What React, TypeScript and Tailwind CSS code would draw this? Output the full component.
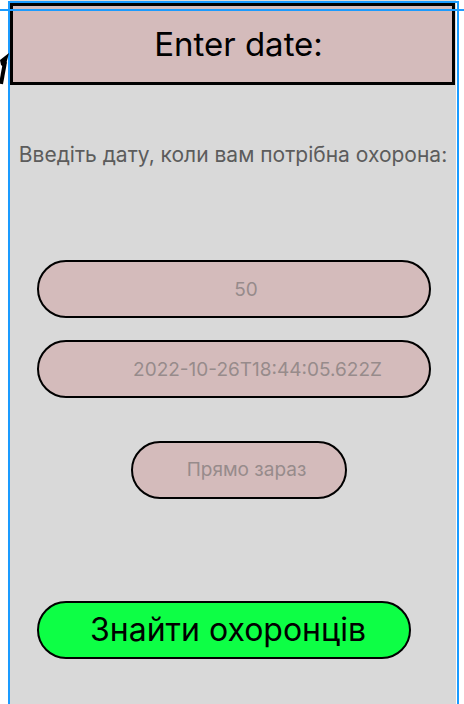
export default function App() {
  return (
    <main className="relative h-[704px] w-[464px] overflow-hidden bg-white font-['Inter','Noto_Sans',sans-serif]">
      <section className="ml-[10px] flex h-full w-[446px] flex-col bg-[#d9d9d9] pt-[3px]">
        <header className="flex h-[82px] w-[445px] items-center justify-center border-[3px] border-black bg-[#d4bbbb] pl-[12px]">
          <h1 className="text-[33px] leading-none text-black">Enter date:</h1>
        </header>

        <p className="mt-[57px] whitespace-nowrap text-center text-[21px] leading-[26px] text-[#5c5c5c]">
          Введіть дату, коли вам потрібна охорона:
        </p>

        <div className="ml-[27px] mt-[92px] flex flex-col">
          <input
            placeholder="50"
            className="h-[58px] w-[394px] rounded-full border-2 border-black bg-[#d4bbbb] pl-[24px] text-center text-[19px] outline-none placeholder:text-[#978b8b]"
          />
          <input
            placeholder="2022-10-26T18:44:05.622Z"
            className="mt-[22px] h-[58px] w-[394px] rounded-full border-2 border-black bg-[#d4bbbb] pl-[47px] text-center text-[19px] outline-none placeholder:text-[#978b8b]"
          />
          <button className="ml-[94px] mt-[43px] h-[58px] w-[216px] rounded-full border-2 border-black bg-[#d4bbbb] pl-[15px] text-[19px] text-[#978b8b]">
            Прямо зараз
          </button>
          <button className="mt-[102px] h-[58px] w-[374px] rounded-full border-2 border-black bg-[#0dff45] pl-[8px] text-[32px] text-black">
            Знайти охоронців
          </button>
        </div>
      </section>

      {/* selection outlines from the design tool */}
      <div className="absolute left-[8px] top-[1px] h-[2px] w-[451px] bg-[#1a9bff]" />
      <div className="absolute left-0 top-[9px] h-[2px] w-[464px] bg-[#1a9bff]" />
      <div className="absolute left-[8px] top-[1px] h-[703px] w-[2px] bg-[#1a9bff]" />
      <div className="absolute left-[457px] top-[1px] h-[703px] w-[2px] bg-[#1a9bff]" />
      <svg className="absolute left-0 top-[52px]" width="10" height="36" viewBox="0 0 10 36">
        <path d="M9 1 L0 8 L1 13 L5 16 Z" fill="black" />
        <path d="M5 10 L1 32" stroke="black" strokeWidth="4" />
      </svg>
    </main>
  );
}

=== THE PROBLEM ===
Copy out all lines that carry the word "full".

=== EXERCISE RESULT ===
What React, TypeScript and Tailwind CSS code would draw this? Output the full component.
      <section className="ml-[10px] flex h-full w-[446px] flex-col bg-[#d9d9d9] pt-[3px]">
            className="h-[58px] w-[394px] rounded-full border-2 border-black bg-[#d4bbbb] pl-[24px] text-center text-[19px] outline-none placeholder:text-[#978b8b]"
            className="mt-[22px] h-[58px] w-[394px] rounded-full border-2 border-black bg-[#d4bbbb] pl-[47px] text-center text-[19px] outline-none placeholder:text-[#978b8b]"
          <button className="ml-[94px] mt-[43px] h-[58px] w-[216px] rounded-full border-2 border-black bg-[#d4bbbb] pl-[15px] text-[19px] text-[#978b8b]">
          <button className="mt-[102px] h-[58px] w-[374px] rounded-full border-2 border-black bg-[#0dff45] pl-[8px] text-[32px] text-black">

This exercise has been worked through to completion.